At the time of the creators’ greatest breakthroughs, they were in at least one sense very much alone.  While they required secure, strong support from other individuals, they were either literally or figuratively alone.  (See Attached for more on the importance of secure, strong support.)  Loneliness is a dangerous place with serious health implications – but one that the creators embraced.  (See Loneliness for more.)  Ultimately, the focus that the creators embodied may have been a Faustian bargain.  They may have sold their soul for their desire to create.

General Creativity

Much like Howard Gardner’s beliefs in multiple intelligences, it is believed that creativity doesn’t exist generally.  (See Extraordinary Minds.)  Creativity can only exist inside of a domain.  The creativity itself may represent the importation of ideas, concepts, and models from other domains.  However, even the polymaths had a limited number of domains that they could operate in.  In these domains, they may be creative, but there is no guarantee that they would be creative in another domain.

To some extent this is because the creator needs to be accepted in the field to get to the acceptance component of creativity – and that isn’t possible across every field.

Measuring Creativity

Einstein said, “If I had an hour to solve a problem, I’d spend 55 minutes thinking about the problem and 5 minutes thinking about solutions.”  In this, he focuses our attention on the need to well understand and define the problem – before trying to solve it.  This is a problem, because the typical way that we measure creativity is by assessing the creativity of the solutions.

That makes sense.  To find a way to get to a structured evaluation, you must have some structure.  You define the scenario and the problem to determine how people will respond.  Drive mentions research that included supporting a candle without dripping with only a box of tacks.  Creativity is expressed in realizing the box for the tacks is a part of the solution: it can be tacked to the wall as a shelf.  This necessarily defines the problem as supporting a candle without dripping – no alternative approaches to the larger problem are acceptable.

If you’ve spent much time on a farm, you learn how to adapt with what you have on hand.  Going to town for a part isn’t a practical option because of the distance to town and the reality that they are often likely to not have the part when you get there.  The result is a sort of see-saw between trying to solve the problem with what you have on hand and trying to redefine the problem in a way that it’s solvable.

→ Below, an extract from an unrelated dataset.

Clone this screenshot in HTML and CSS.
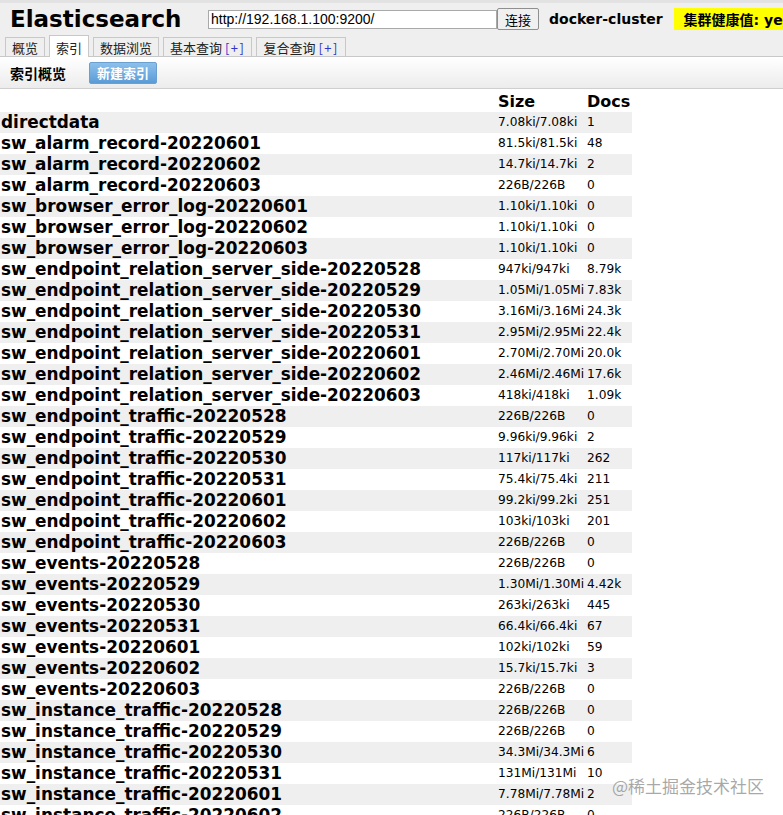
FILE: index.html
```html
<!DOCTYPE html>
<html>
<head>
<meta charset="utf-8">
<link rel="stylesheet" href="styles.css">
</head>
<body>
<div class="top">
  <div class="header">
    <h1 class="logo">Elasticsearch</h1>
    <input class="url" type="text" value="http://192.168.1.100:9200/">
    <button class="connect">连接</button>
    <span class="cluster">docker-cluster</span>
    <span class="health">集群健康值: yellow (36 of 72)</span>
  </div>
  <div class="tabs">
    <span class="tab">概览</span>
    <span class="tab active">索引</span>
    <span class="tab">数据浏览</span>
    <span class="tab">基本查询 <em>[+]</em></span>
    <span class="tab">复合查询 <em>[+]</em></span>
  </div>
</div>
<div class="toolbar">
  <span class="title">索引概览</span>
  <button class="newidx">新建索引</button>
</div>
<table class="idx">
  <thead>
    <tr><th class="n"></th><th class="s">Size</th><th class="d">Docs</th></tr>
  </thead>
  <tbody>
    <tr><td class="n">directdata</td><td class="s">7.08ki/7.08ki</td><td class="d">1</td></tr>
    <tr><td class="n">sw_alarm_record-20220601</td><td class="s">81.5ki/81.5ki</td><td class="d">48</td></tr>
    <tr><td class="n">sw_alarm_record-20220602</td><td class="s">14.7ki/14.7ki</td><td class="d">2</td></tr>
    <tr><td class="n">sw_alarm_record-20220603</td><td class="s">226B/226B</td><td class="d">0</td></tr>
    <tr><td class="n">sw_browser_error_log-20220601</td><td class="s">1.10ki/1.10ki</td><td class="d">0</td></tr>
    <tr><td class="n">sw_browser_error_log-20220602</td><td class="s">1.10ki/1.10ki</td><td class="d">0</td></tr>
    <tr><td class="n">sw_browser_error_log-20220603</td><td class="s">1.10ki/1.10ki</td><td class="d">0</td></tr>
    <tr><td class="n">sw_endpoint_relation_server_side-20220528</td><td class="s">947ki/947ki</td><td class="d">8.79k</td></tr>
    <tr><td class="n">sw_endpoint_relation_server_side-20220529</td><td class="s">1.05Mi/1.05Mi</td><td class="d">7.83k</td></tr>
    <tr><td class="n">sw_endpoint_relation_server_side-20220530</td><td class="s">3.16Mi/3.16Mi</td><td class="d">24.3k</td></tr>
    <tr><td class="n">sw_endpoint_relation_server_side-20220531</td><td class="s">2.95Mi/2.95Mi</td><td class="d">22.4k</td></tr>
    <tr><td class="n">sw_endpoint_relation_server_side-20220601</td><td class="s">2.70Mi/2.70Mi</td><td class="d">20.0k</td></tr>
    <tr><td class="n">sw_endpoint_relation_server_side-20220602</td><td class="s">2.46Mi/2.46Mi</td><td class="d">17.6k</td></tr>
    <tr><td class="n">sw_endpoint_relation_server_side-20220603</td><td class="s">418ki/418ki</td><td class="d">1.09k</td></tr>
    <tr><td class="n">sw_endpoint_traffic-20220528</td><td class="s">226B/226B</td><td class="d">0</td></tr>
    <tr><td class="n">sw_endpoint_traffic-20220529</td><td class="s">9.96ki/9.96ki</td><td class="d">2</td></tr>
    <tr><td class="n">sw_endpoint_traffic-20220530</td><td class="s">117ki/117ki</td><td class="d">262</td></tr>
    <tr><td class="n">sw_endpoint_traffic-20220531</td><td class="s">75.4ki/75.4ki</td><td class="d">211</td></tr>
    <tr><td class="n">sw_endpoint_traffic-20220601</td><td class="s">99.2ki/99.2ki</td><td class="d">251</td></tr>
    <tr><td class="n">sw_endpoint_traffic-20220602</td><td class="s">103ki/103ki</td><td class="d">201</td></tr>
    <tr><td class="n">sw_endpoint_traffic-20220603</td><td class="s">226B/226B</td><td class="d">0</td></tr>
    <tr><td class="n">sw_events-20220528</td><td class="s">226B/226B</td><td class="d">0</td></tr>
    <tr><td class="n">sw_events-20220529</td><td class="s">1.30Mi/1.30Mi</td><td class="d">4.42k</td></tr>
    <tr><td class="n">sw_events-20220530</td><td class="s">263ki/263ki</td><td class="d">445</td></tr>
    <tr><td class="n">sw_events-20220531</td><td class="s">66.4ki/66.4ki</td><td class="d">67</td></tr>
    <tr><td class="n">sw_events-20220601</td><td class="s">102ki/102ki</td><td class="d">59</td></tr>
    <tr><td class="n">sw_events-20220602</td><td class="s">15.7ki/15.7ki</td><td class="d">3</td></tr>
    <tr><td class="n">sw_events-20220603</td><td class="s">226B/226B</td><td class="d">0</td></tr>
    <tr><td class="n">sw_instance_traffic-20220528</td><td class="s">226B/226B</td><td class="d">0</td></tr>
    <tr><td class="n">sw_instance_traffic-20220529</td><td class="s">226B/226B</td><td class="d">0</td></tr>
    <tr><td class="n">sw_instance_traffic-20220530</td><td class="s">34.3Mi/34.3Mi</td><td class="d">6</td></tr>
    <tr><td class="n">sw_instance_traffic-20220531</td><td class="s">131Mi/131Mi</td><td class="d">10</td></tr>
    <tr><td class="n">sw_instance_traffic-20220601</td><td class="s">7.78Mi/7.78Mi</td><td class="d">2</td></tr>
    <tr><td class="n">sw_instance_traffic-20220602</td><td class="s">226B/226B</td><td class="d">0</td></tr>
  </tbody>
</table>
<div class="watermark">@稀土掘金技术社区</div>
</body>
</html>
```
FILE: styles.css
```css
html, body {
  margin: 0;
  padding: 0;
  overflow: hidden;
  background: #fff;
}
body {
  font-family: "DejaVu Sans", Verdana, "Noto Sans CJK SC", sans-serif;
  color: #000;
  width: 783px;
  height: 815px;
  position: relative;
}
.top {
  background: #efefef;
  border-top: 3px solid #e2e2e2;
  border-bottom: 1px solid #c8c8c8;
}
.header {
  display: flex;
  align-items: center;
  height: 32px;
  white-space: nowrap;
  overflow: hidden;
}
.header > * {
  flex-shrink: 0;
}
.logo {
  margin: 0 0 0 10px;
  font-size: 23px;
  font-weight: bold;
  width: 198px;
  line-height: 32px;
}
.url {
  width: 283px;
  height: 15px;
  padding: 1px 2px;
  margin: 0;
  border: 1px solid #a9a9a9;
  font-family: "Liberation Sans", Arial, sans-serif;
  font-size: 14px;
  background: #fff;
}
.connect {
  margin: 0;
  height: 22px;
  width: 42px;
  padding: 0;
  border: 1px solid #8f8f8f;
  border-radius: 2px;
  background: #f0f0f0;
  font-family: "Noto Sans CJK SC", sans-serif;
  font-size: 13px;
}
.cluster {
  margin-left: 10px;
  font-weight: bold;
  font-size: 14px;
}
.health {
  margin-left: 11px;
  background: #ffff00;
  padding: 1px 10px;
  font-weight: bold;
  font-size: 14px;
  font-family: "DejaVu Sans", "Noto Sans CJK SC", sans-serif;
}
.tabs {
  display: flex;
  align-items: flex-end;
  height: 21px;
  padding-left: 5px;
  gap: 4px;
  white-space: nowrap;
}
.tab {
  display: block;
  height: 19px;
  line-height: 20px;
  padding: 0 6px;
  border: 1px solid #c8c8c8;
  border-bottom: none;
  font-family: "Noto Sans CJK SC", sans-serif;
  font-size: 13px;
  color: #222;
  margin-bottom: -1px;
}
.tab.active {
  background: #fff;
  height: 21px;
  line-height: 23px;
  padding: 0 6px;
}
.tab em {
  font-style: normal;
  color: #3333cc;
  letter-spacing: 1.5px;
}
.toolbar {
  display: flex;
  align-items: center;
  height: 31px;
  padding-left: 10px;
  background: linear-gradient(#ffffff, #ececec);
  border-bottom: 1px solid #cfcfcf;
}
.title {
  font-family: "Noto Sans CJK SC", sans-serif;
  font-weight: bold;
  font-size: 14px;
  width: 79px;
}
.newidx {
  height: 22px;
  padding: 0 7px;
  border: 1px solid #6a9fd0;
  border-radius: 2px;
  background: linear-gradient(#8cc0ec, #5b9bd6);
  color: #fff;
  font-family: "Noto Sans CJK SC", sans-serif;
  font-weight: bold;
  font-size: 13px;
}
.idx {
  border-collapse: collapse;
  width: 632px;
  margin-top: 2px;
}
.idx th, .idx td {
  padding: 0 0 0 1px;
  height: 21px;
  line-height: 21px;
  text-align: left;
  white-space: nowrap;
  vertical-align: middle;
}
.idx th {
  font-size: 16px;
  font-weight: bold;
}
.idx td.n {
  font-size: 16.9px;
  font-weight: bold;
  width: 496px;
}
.idx td.s, .idx td.d {
  font-size: 12.2px;
  font-family: "DejaVu Sans", Tahoma, sans-serif;
}
.idx td.s { width: 88px; }
.idx tbody tr:nth-child(odd) { background: #efefef; }
.watermark {
  position: absolute;
  left: 612px;
  top: 773px;
  font-family: "Noto Sans CJK SC", sans-serif;
  font-size: 17px;
  color: rgba(140, 140, 140, 0.75);
}
```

We may never get to a good way of testing creativity because of the intersection of the domain-specific nature and the need to accept that problem definition is an important part of creative problem solving.

For Love or Money

What matters most in terms of professional success and creativity?  Anders Ericsson and Robert Pool in Peak explain that purposeful practice results in long term success.  We get to purposeful practice by having an initial and sustained interest.  (See also No Two Alike.)  Repeatedly, we find that those who have the greatest probability of success are those that do it for the love of it – rather than for the money.  That isn’t to say that we don’t all need to support ourselves, but rather the greater the focus on the activities rather than the outcomes, the better off we’ll be – and the more creative we’ll be.

Maybe if we’re interested in what we’re doing and are creative, we can start Changing the World.